On the palate, after having taken a sip, we describe the gustatory balance in terms of acidity, sweetness and bitterness, together with a tactile evaluation of intensity and quality of the body. Finally, once the coffee is swallowed, the retro-gustatory characteristics and the retro-nasal aromas are described, which characterize the intensity and the quality of the aftertaste. The aftertaste on the palate must persist for quite a long time.
Let’s say that a professional Barista, who takes care of the service, should always keep some rules in mind:
- An espresso is always freshly prepared (“Upon customer’s express request”)
- The quantity of coffee used for the preparation of an Espresso is 7-7.5 grams of coffee; we can even use 9 grams for a specialty Espresso.
- Coffee should be freshly grounded: once grounded, coffee loses 60% of its aromatic characteristics in a few minutes
- The filter holder must always be cleaned of any residue from previous extraction: residues of coffee already extracted bring flavors of bitterness and burnt in the cup; with a brush or a rag, even at peak moments, the professional barista never forgets the quality.
- The coffee panel must be pressed in a uniform and appropriate way, to avoid the consequences of “channeling” (the channeling of water that creates preferential lanes through the coffee panel during extraction).
- Before attaching the filter holder to the dispensing unit, water must be run to clean the nozzles from any residual coffee: otherwise we will have notes of bitterness and burn in the cup.
Depending on the coffee used, a cup is obtained in a standard time ranging from 20 to 30 seconds and the amount of coffee in each cup is by weight, twice the amount used to prepare it: if we use 7gr of coffee, the cup will contain 14 gr of Espresso coffee.
These are the fundamental operation steps, not unimportant, that we can observe to verify the correct extraction of an Espresso. Unfortunately, other fundamental parameters are not verifiable by a customer waiting at the counter because of the maintenance of the machine and filter holders, that are cleaned daily with special products for professional cleaning of the machine. Forget the false myths, according to which the dirtier the machine is the better the Espresso will be and that the products created specifically for cleaning the machines will ruin them.
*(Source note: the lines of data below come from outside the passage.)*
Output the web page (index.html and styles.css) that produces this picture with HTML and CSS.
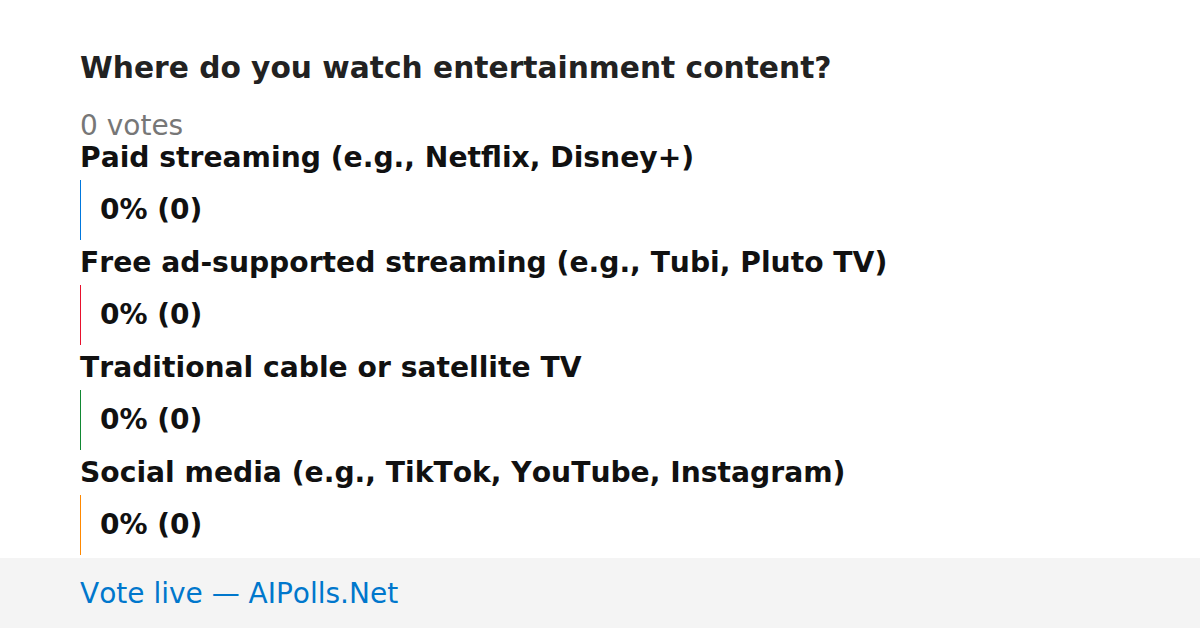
FILE: index.html
```html
<!DOCTYPE html>
<html lang="en">
<head>
    <meta charset="UTF-8">
    <meta name="viewport" content="width=device-width, initial-scale=1.0">
    <title>Poll</title>
    <link rel="stylesheet" href="styles.css">
</head>
<body>
    <div class="poll">
        <h1 class="question">Where do you watch entertainment content?</h1>
        <div class="votes">0 votes</div>

        <div class="option">
            <div class="label">Paid streaming (e.g., Netflix, Disney+)</div>
            <div class="bar blue"><span class="result">0% (0)</span></div>
        </div>
        <div class="option">
            <div class="label">Free ad-supported streaming (e.g., Tubi, Pluto TV)</div>
            <div class="bar red"><span class="result">0% (0)</span></div>
        </div>
        <div class="option">
            <div class="label">Traditional cable or satellite TV</div>
            <div class="bar green"><span class="result">0% (0)</span></div>
        </div>
        <div class="option">
            <div class="label">Social media (e.g., TikTok, YouTube, Instagram)</div>
            <div class="bar orange"><span class="result">0% (0)</span></div>
        </div>
    </div>
    <div class="footer">Vote live — AIPolls.Net</div>
</body>
</html>
```

FILE: styles.css
```css
body {
    margin: 0;
    width: 1200px;
    height: 628px;
    overflow: hidden;
    background-color: #fff;
    font-family: "DejaVu Sans", sans-serif;
    font-kerning: none;
    display: flex;
    flex-direction: column;
}

.poll {
    flex: 1;
    min-height: 0;
    padding: 50px 80px 0 80px;
}

.question {
    margin: 0 0 25px 0;
    font-size: 29.7px;
    line-height: 35px;
    font-weight: bold;
    color: #222;
}

.votes {
    font-size: 28px;
    line-height: 32px;
    color: #777;
}

.option {
    margin-bottom: 7px;
}

.option:last-child {
    margin-bottom: 0;
}

.label {
    font-size: 28.2px;
    line-height: 32px;
    font-weight: bold;
    color: #111;
    margin-bottom: 6px;
}

.bar {
    height: 60px;
    border-left: 1px solid;
    padding-left: 19px;
    display: flex;
    align-items: center;
}

.bar.blue { border-color: #0077dd; }
.bar.red { border-color: #e8112d; }
.bar.green { border-color: #118833; }
.bar.orange { border-color: #ff8800; }

.result {
    font-size: 28px;
    line-height: 32px;
    font-weight: bold;
    color: #111;
}

.footer {
    flex-shrink: 0;
    height: 70px;
    background-color: #f4f4f4;
    padding-left: 80px;
    display: flex;
    align-items: center;
    font-size: 28px;
    color: #0077cc;
}
```
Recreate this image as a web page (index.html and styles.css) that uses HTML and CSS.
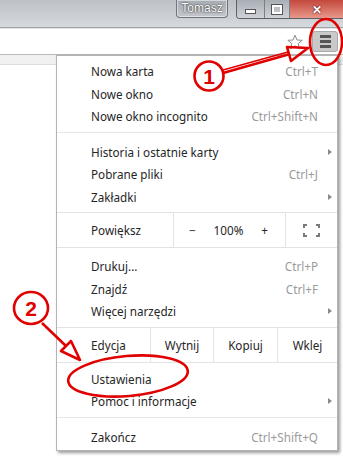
FILE: index.html
```html
<!DOCTYPE html>
<html lang="pl">
  <head>
    <meta charset="UTF-8" />
    <meta name="viewport" content="width=device-width, initial-scale=1.0" />
    <title>Menu Chrome</title>
    <link rel="stylesheet" href="styles.css">
  </head>
  <body>
    <div class="titlebar">
      <div class="user">Tomasz</div>
      <div class="winbtns">
        <div class="wb wb-min"><span class="min-bar"></span></div>
        <div class="wb wb-max"><span class="max-box"></span></div>
        <div class="wb wb-close">&#x2715;</div>
      </div>
    </div>

    <div class="toolbar">
      <svg class="star" width="16" height="16" viewBox="0 0 16 16">
        <path d="M8 1.2 L10 6 L15.2 6.3 L11.2 9.6 L12.5 14.7 L8 11.9 L3.5 14.7 L4.8 9.6 L0.8 6.3 L6 6 Z" fill="#fff" stroke="#8c8c8c" stroke-width="1" stroke-linejoin="round" />
      </svg>
      <div class="menu-btn">
        <span></span><span></span><span></span>
      </div>
    </div>

    <div class="page">
      <div class="strip"></div>

      <div class="menu">
        <div class="item">Nowa karta <span class="key">Ctrl+T</span></div>
        <div class="item">Nowe okno <span class="key">Ctrl+N</span></div>
        <div class="item">Nowe okno incognito <span class="key">Ctrl+Shift+N</span></div>
        <div class="sep"></div>
        <div class="item sub">Historia i ostatnie karty <span class="arrow"></span></div>
        <div class="item">Pobrane pliki <span class="key">Ctrl+J</span></div>
        <div class="item sub">Zakładki <span class="arrow"></span></div>

        <div class="zoom-row">
          <div class="cell label">Powiększ</div>
          <div class="cell zoom-ctrl">
            <span>&minus;</span><span>100%</span><span>+</span>
          </div>
          <div class="cell full">
            <svg width="17" height="13" viewBox="0 0 17 13">
              <path d="M1 4 V1 H4 M13 1 H16 V4 M16 9 V12 H13 M4 12 H1 V9" fill="none" stroke="#7a7a7a" stroke-width="2" />
            </svg>
          </div>
        </div>

        <div class="item">Drukuj... <span class="key">Ctrl+P</span></div>
        <div class="item">Znajdź <span class="key">Ctrl+F</span></div>
        <div class="item sub">Więcej narzędzi <span class="arrow"></span></div>

        <div class="edit-row">
          <div class="cell label">Edycja</div>
          <div class="cell">Wytnij</div>
          <div class="cell">Kopiuj</div>
          <div class="cell">Wklej</div>
        </div>

        <div class="item">Ustawienia</div>
        <div class="item sub">Pomoc i informacje <span class="arrow"></span></div>
        <div class="sep"></div>
        <div class="item">Zakończ <span class="key">Ctrl+Shift+Q</span></div>
      </div>
    </div>

    <!-- red hand-drawn notes on top of the screenshot -->
    <svg class="notes" width="343" height="473" viewBox="0 0 343 473">
      <g fill="none" stroke="#e00000" stroke-width="2.6" stroke-linejoin="round">
        <ellipse cx="326" cy="42" rx="16" ry="23" />
        <circle cx="209" cy="76" r="14.5" />
        <line x1="223" y1="73" x2="290" y2="54" />
        <line x1="223" y1="70" x2="288" y2="52" stroke-width="1.6" />
        <path d="M308 48 L291 61 L287 47 Z" />
        <ellipse cx="31" cy="308" rx="17" ry="16" />
        <line x1="42" y1="323" x2="66" y2="346" />
        <path d="M80 360 L71 341 L61 351 Z" />
        <ellipse cx="128" cy="376" rx="60" ry="20" transform="rotate(-5 128 376)" />
      </g>
      <text x="209" y="84" class="num">1</text>
      <text x="31" y="316" class="num">2</text>
    </svg>
  </body>
</html>
```

FILE: styles.css
```css
* {
  margin: 0;
  padding: 0;
  box-sizing: border-box;
}
body {
  font-family: "Noto Sans", Arial, sans-serif;
  font-size: 11.7px;
  color: #262626;
  background-color: #fff;
  width: 343px;
  height: 473px;
  overflow: hidden;
  position: relative;
}
.titlebar {
  height: 28px;
  background: linear-gradient(#bcc1c7, #d6d9dd);
  border-bottom: 1px solid #9ea3a8;
  display: flex;
  justify-content: flex-end;
  align-items: flex-start;
}
.user {
  width: 52px;
  height: 18px;
  margin-right: 8px;
  border: 1px solid #6f747a;
  border-top: none;
  border-radius: 0 0 4px 4px;
  background: linear-gradient(#a7acb2, #c3c7cc);
  box-shadow: inset 0 0 0 1px rgba(255, 255, 255, 0.5);
  color: #fff;
  font-family: "Liberation Sans", Arial, sans-serif;
  font-size: 12px;
  text-align: center;
  line-height: 16px;
  text-shadow: 0 0 2px #333, 0 0 1px #333;
}
.winbtns {
  display: flex;
  height: 19px;
  border: 1px solid #5c6168;
  border-top: none;
  border-right: none;
  border-radius: 0 0 0 4px;
  overflow: hidden;
}
.wb {
  height: 18px;
  display: flex;
  align-items: center;
  justify-content: center;
}
.wb-min,
.wb-max {
  width: 28px;
  background: linear-gradient(#a9aeb5, #cfd3d8);
  border-right: 1px solid #7b8087;
}
.wb-max {
  width: 25px;
}
.min-bar {
  width: 11px;
  height: 5px;
  background-color: #fff;
  border: 1px solid #555;
  margin-top: 5px;
}
.max-box {
  width: 10px;
  height: 9px;
  border: 2px solid #fff;
  outline: 1px solid #555;
}
.wb-close {
  width: 53px;
  background: linear-gradient(#c4473c, #e7998a);
  color: #fff;
  font-size: 12px;
  font-weight: bold;
  text-shadow: 0 0 2px #611, 0 0 1px #611;
}
.toolbar {
  height: 27px;
  background-color: #fff;
  border-top: 1px solid #e4e4e4;
  border-bottom: 1px solid #b9b9b9;
  display: flex;
  justify-content: flex-end;
  align-items: center;
  padding-right: 5px;
}
.star {
  margin-right: 9px;
}
.menu-btn {
  width: 26px;
  height: 21px;
  background-color: #c9c9c9;
  border: 1px solid #a9a9a9;
  border-radius: 3px;
  display: flex;
  flex-direction: column;
  align-items: center;
  justify-content: center;
  gap: 2px;
}
.menu-btn span {
  width: 11px;
  height: 3px;
  background-color: #555;
}
.page {
  position: relative;
}
.strip {
  height: 10px;
  background-color: #f1f1f1;
  border-bottom: 1px solid #dedede;
}
.menu {
  position: absolute;
  top: 0;
  left: 56px;
  width: 282px;
  background-color: #fff;
  border: 1px solid #b4b4b4;
  box-shadow: 2px 2px 3px rgba(0, 0, 0, 0.4);
  padding: 4px 0 2px;
}
.item {
  height: 22.5px;
  display: flex;
  align-items: center;
  padding: 0 19px 0 34px;
  white-space: nowrap;
}
.item.sub {
  padding-right: 5px;
}
.key {
  margin-left: auto;
  color: #9a9a9a;
}
.arrow {
  margin-left: auto;
  width: 0;
  height: 0;
  border-top: 3.5px solid transparent;
  border-bottom: 3.5px solid transparent;
  border-left: 4px solid #8a8a8a;
}
.sep {
  border-top: 1px solid #e6e6e6;
  margin: 4px 0 8px;
}
.zoom-row,
.edit-row {
  display: grid;
  border-top: 1px solid #e3e3e3;
  border-bottom: 1px solid #e3e3e3;
  height: 36px;
}
.zoom-row {
  grid-template-columns: 116px 112px 1fr;
  margin: 4px 0 7px;
}
.edit-row {
  grid-template-columns: 93px 63px 64px 1fr;
  margin: 4px 0 5px;
}
.cell {
  display: flex;
  align-items: center;
  justify-content: center;
  border-left: 1px solid #e3e3e3;
}
.cell.label {
  justify-content: flex-start;
  padding-left: 34px;
  border-left: none;
}
.zoom-ctrl {
  justify-content: space-between;
  padding: 0 17px 0 15px;
}
.notes {
  position: absolute;
  top: 0;
  left: 0;
  pointer-events: none;
}
.num {
  fill: #e00000;
  font-family: "Liberation Sans", Arial, sans-serif;
  font-size: 21px;
  font-weight: bold;
  text-anchor: middle;
}
```
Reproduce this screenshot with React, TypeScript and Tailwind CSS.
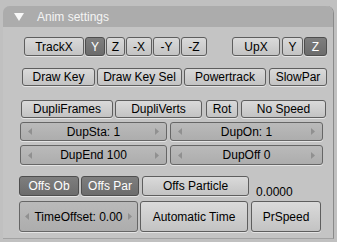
import type { ReactNode } from 'react'

const font = { fontFamily: '"Liberation Sans", Arial, sans-serif' }

function Btn({ label, on, className }: { label: string; on?: boolean; className: string }) {
  return (
    <div
      className={`flex items-center justify-center rounded-[3px] border text-[12px] leading-none whitespace-nowrap shadow-[0_1px_0_#e4e4e4] ${
        on
          ? 'border-[#4e4e4e] bg-linear-to-b from-[#7e7e7e] to-[#6c6c6c] text-white'
          : 'border-[#5e5e5e] bg-linear-to-b from-[#dadada] to-[#c3c3c3] text-black'
      } ${className}`}
    >
      {label}
    </div>
  )
}

function Arrow({ dir }: { dir: 'l' | 'r' }) {
  return (
    <svg width="4" height="7" viewBox="0 0 4 7" className="shrink-0">
      {dir === 'l' ? <path d="M4 0 L0 3.5 L4 7 Z" fill="#909090" /> : <path d="M0 0 L4 3.5 L0 7 Z" fill="#909090" />}
    </svg>
  )
}

function Num({ label, className }: { label: string; className: string }) {
  return (
    <div
      className={`flex items-center justify-between rounded-[3px] border border-[#666] bg-linear-to-b from-[#bababa] to-[#adadad] px-[7px] text-[12px] leading-none text-black shadow-[0_1px_0_#e4e4e4] ${className}`}
    >
      <Arrow dir="l" />
      <span>{label}</span>
      <Arrow dir="r" />
    </div>
  )
}

function Row({ children, className }: { children: ReactNode; className: string }) {
  return <div className={`flex ${className}`}>{children}</div>
}

export default function App() {
  return (
    <div className="h-[242px] w-[337px] overflow-hidden bg-[#c0c0c0] pl-[3px] pt-[6px]" style={font}>
      <div className="h-[233px] w-[331px] rounded-t-[7px] border-r border-b border-r-[#8a8a8a] border-b-[#a2a2a2] shadow-[inset_1px_0_0_#b4b4b4]">
        <div className="flex h-[21px] items-center rounded-t-[7px] bg-[#acacac] pl-[11px] text-[12px] text-[#f4f4f4]">
          <svg width="10" height="8" viewBox="0 0 10 8" className="mr-[13px]">
            <path d="M0 0 L10 0 L5 8 Z" fill="#f8f8f8" />
          </svg>
          Anim settings
        </div>
        <div className="h-[211px] bg-[#c4c4c4] pt-[10px]">
          <Row className="h-[19px] pl-[21px]">
            <Btn label="TrackX" className="w-[60px]" />
            <Btn label="Y" on className="ml-px w-[20px]" />
            <Btn label="Z" className="ml-px w-[19px]" />
            <Btn label="-X" className="ml-px w-[26px]" />
            <Btn label="-Y" className="ml-px w-[27px]" />
            <Btn label="-Z" className="ml-px w-[26px]" />
            <Btn label="UpX" className="ml-[25px] w-[48px]" />
            <Btn label="Y" className="ml-[2px] w-[21px]" />
            <Btn label="Z" on className="ml-px w-[23px]" />
          </Row>
          <Row className="mt-[12px] h-[18px] pl-[19px]">
            <Btn label="Draw Key" className="w-[73px]" />
            <Btn label="Draw Key Sel" className="ml-[2px] w-[85px]" />
            <Btn label="Powertrack" className="ml-[2px] w-[82px]" />
            <Btn label="SlowPar" className="ml-[3px] w-[58px]" />
          </Row>
          <Row className="mt-[14px] h-[18px] pl-[18px]">
            <Btn label="DupliFrames" className="w-[92px]" />
            <Btn label="DupliVerts" className="ml-[2px] w-[87px]" />
            <Btn label="Rot" className="ml-[4px] w-[32px]" />
            <Btn label="No Speed" className="ml-[3px] w-[85px]" />
          </Row>
          <Row className="mt-[4px] h-[19px] pl-[17px]">
            <Num label="DupSta: 1" className="w-[147px]" />
            <Num label="DupOn: 1" className="ml-[3px] w-[153px]" />
          </Row>
          <Row className="mt-[4px] h-[20px] pl-[17px]">
            <Num label="DupEnd 100" className="w-[147px]" />
            <Num label="DupOff 0" className="ml-[3px] w-[153px]" />
          </Row>
          <Row className="mt-[11px] h-[20px] items-end pl-[16px]">
            <Btn label="Offs Ob" on className="h-[20px] w-[60px]" />
            <Btn label="Offs Par" on className="ml-[2px] h-[20px] w-[58px]" />
            <Btn label="Offs Particle" className="ml-[3px] h-[20px] w-[107px]" />
            <div className="ml-[7px] mb-[-2px] text-[12px] leading-none text-black">0.0000</div>
          </Row>
          <Row className="mt-[5px] h-[31px] pl-[16px]">
            <Num label="TimeOffset: 0.00" className="w-[119px] !px-[5px]" />
            <Btn label="Automatic Time" className="ml-[2px] w-[108px]" />
            <Btn label="PrSpeed" className="ml-[3px] w-[70px]" />
          </Row>
        </div>
      </div>
    </div>
  )
}
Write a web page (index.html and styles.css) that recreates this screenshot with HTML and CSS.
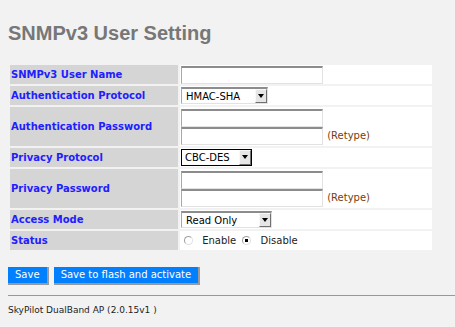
FILE: index.html
```html
<!DOCTYPE html>
<html lang="en">
<head>
  <meta charset="UTF-8">
  <title>SNMPv3 User Setting</title>
  <link rel="stylesheet" href="styles.css">
</head>
<body>
  <h1 class="page-title">SNMPv3 User Setting</h1>

  <!-- USER SETTINGS TABLE -->
  <table class="settings">
    <tr>
      <td class="label">SNMPv3 User Name</td>
      <td class="field"><input type="text" class="text-input"></td>
    </tr>
    <tr>
      <td class="label">Authentication Protocol</td>
      <td class="field">
        <span class="select-box select-auth">
          <select><option>HMAC-SHA</option><option>HMAC-MD5</option></select>
          <span class="select-arrow"></span>
        </span>
      </td>
    </tr>
    <tr class="double">
      <td class="label">Authentication Password</td>
      <td class="field">
        <input type="password" class="text-input stacked">
        <input type="password" class="text-input"> <span class="retype">(Retype)</span>
      </td>
    </tr>
    <tr>
      <td class="label">Privacy Protocol</td>
      <td class="field">
        <span class="select-box select-priv focused">
          <select><option>CBC-DES</option><option>AES</option></select>
          <span class="select-arrow"></span>
        </span>
      </td>
    </tr>
    <tr class="double">
      <td class="label">Privacy Password</td>
      <td class="field">
        <input type="password" class="text-input stacked">
        <input type="password" class="text-input"> <span class="retype">(Retype)</span>
      </td>
    </tr>
    <tr>
      <td class="label">Access Mode</td>
      <td class="field">
        <span class="select-box select-mode">
          <select><option>Read Only</option><option>Read Write</option></select>
          <span class="select-arrow"></span>
        </span>
      </td>
    </tr>
    <tr>
      <td class="label">Status</td>
      <td class="field status">
        <label><input type="radio" name="status" value="enable"> Enable</label>
        <label><input type="radio" name="status" value="disable" checked> Disable</label>
      </td>
    </tr>
  </table>

  <!-- BUTTONS -->
  <div class="buttons">
    <button type="button" class="btn">Save</button>
    <button type="button" class="btn">Save to flash and activate</button>
  </div>

  <hr class="divider">
  <div class="footer">SkyPilot DualBand AP (2.0.15v1 )</div>
</body>
</html>
```

FILE: styles.css
```css
* {
  box-sizing: border-box;
}

body {
  margin: 0;
  padding: 22px 0 0 8px;
  background-color: #f2f2f2;
  font-family: 'DejaVu Sans', Verdana, sans-serif;
}

.page-title {
  margin: 0 0 18px;
  font: bold 20px/23px 'Liberation Sans', Arial, sans-serif;
  color: #777;
}

.settings {
  width: 426px;
  border-spacing: 2px;
}

.settings td {
  height: 19px;
  padding: 0 1px;
  vertical-align: middle;
}

.settings .double td {
  height: 39px;
}

.label {
  width: 168px;
  background-color: #d5d5d5;
  color: #2020ff;
  font-size: 10px;
  font-weight: bold;
}

.field {
  background-color: white;
  font-size: 10px;
  line-height: 18px;
}

.text-input {
  width: 142px;
  height: 18px;
  margin: 0;
  padding: 0 2px;
  border-style: solid;
  border-width: 2px 1px 1px 1px;
  border-color: #8c8c8c #e2e2e2 #e2e2e2 #a8a8a8;
  background-color: white;
  vertical-align: bottom;
}

.stacked {
  display: block;
}

.retype {
  margin-left: 1px;
  color: #7a3c0a;
}

.select-box {
  position: relative;
  display: inline-block;
  vertical-align: middle;
}

.select-box select {
  appearance: none;
  -webkit-appearance: none;
  display: block;
  height: 17px;
  margin: 0;
  padding: 0 0 0 4px;
  border-style: solid;
  border-width: 2px 1px 1px 1px;
  border-color: #8c8c8c #e2e2e2 #e2e2e2 #a8a8a8;
  border-radius: 0;
  background-color: white;
  font: 10px 'DejaVu Sans', Verdana, sans-serif;
  color: black;
}

.select-auth select { width: 87px; }
.select-priv select { width: 71px; }
.select-mode select { width: 91px; }

.focused select {
  border: 1px solid black;
  padding-left: 3px;
}

.select-arrow {
  position: absolute;
  top: 2px;
  right: 1px;
  width: 12px;
  height: 14px;
  border: 1px solid;
  border-color: #f8f8f8 #707070 #707070 #f8f8f8;
  background-color: #e6e6e6;
  pointer-events: none;
}

.focused .select-arrow {
  top: 1px;
  height: 15px;
}

.select-arrow::after {
  content: '';
  position: absolute;
  left: 2px;
  top: 4px;
  border-left: 3px solid transparent;
  border-right: 3px solid transparent;
  border-top: 4px solid black;
}

.status label {
  margin-left: 3px;
  color: #222;
}

.status input[type="radio"] {
  appearance: none;
  -webkit-appearance: none;
  width: 9px;
  height: 9px;
  margin: 0 6px 0 0;
  border: 1px solid;
  border-color: #a0a0a0 #e0e0e0 #e0e0e0 #a0a0a0;
  border-radius: 50%;
  background-color: white;
  vertical-align: -1px;
}

.status input[type="radio"]:checked {
  background: radial-gradient(circle, black 0 1.5px, white 2px);
}

.buttons {
  margin-top: 11px;
}

.btn {
  height: 18px;
  margin: 0;
  padding: 0 7px;
  border-style: solid;
  border-width: 0 2px 2px 0;
  border-color: #9a9a9a;
  background-color: #0080ff;
  color: white;
  font: 10px 'DejaVu Sans', Verdana, sans-serif;
  cursor: pointer;
}

.divider {
  margin: 10px 0 0;
  border: none;
  border-top: 1px solid #999;
}

.footer {
  margin-top: 9px;
  font-size: 9px;
  color: #222;
}
```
If the barista prepares our drink paying attention to all the variables, the Espresso that will be obtained will reflect the toasting and variety characteristics present in that mixture, or Single Origin/Specialty Coffee. Do not hesitate to ask for information about the variety of Arabica coffee used, the geographical origin, the name of the producer, the processing system (if natural or washed), the type of roasting and the recipe used to prepare it with consequent flavor notes: if the barista is able to answer, it means that he has invested time and money to offer more quality to his client, who can thus access a journey to discover distant countries and people, at the price of a few euros.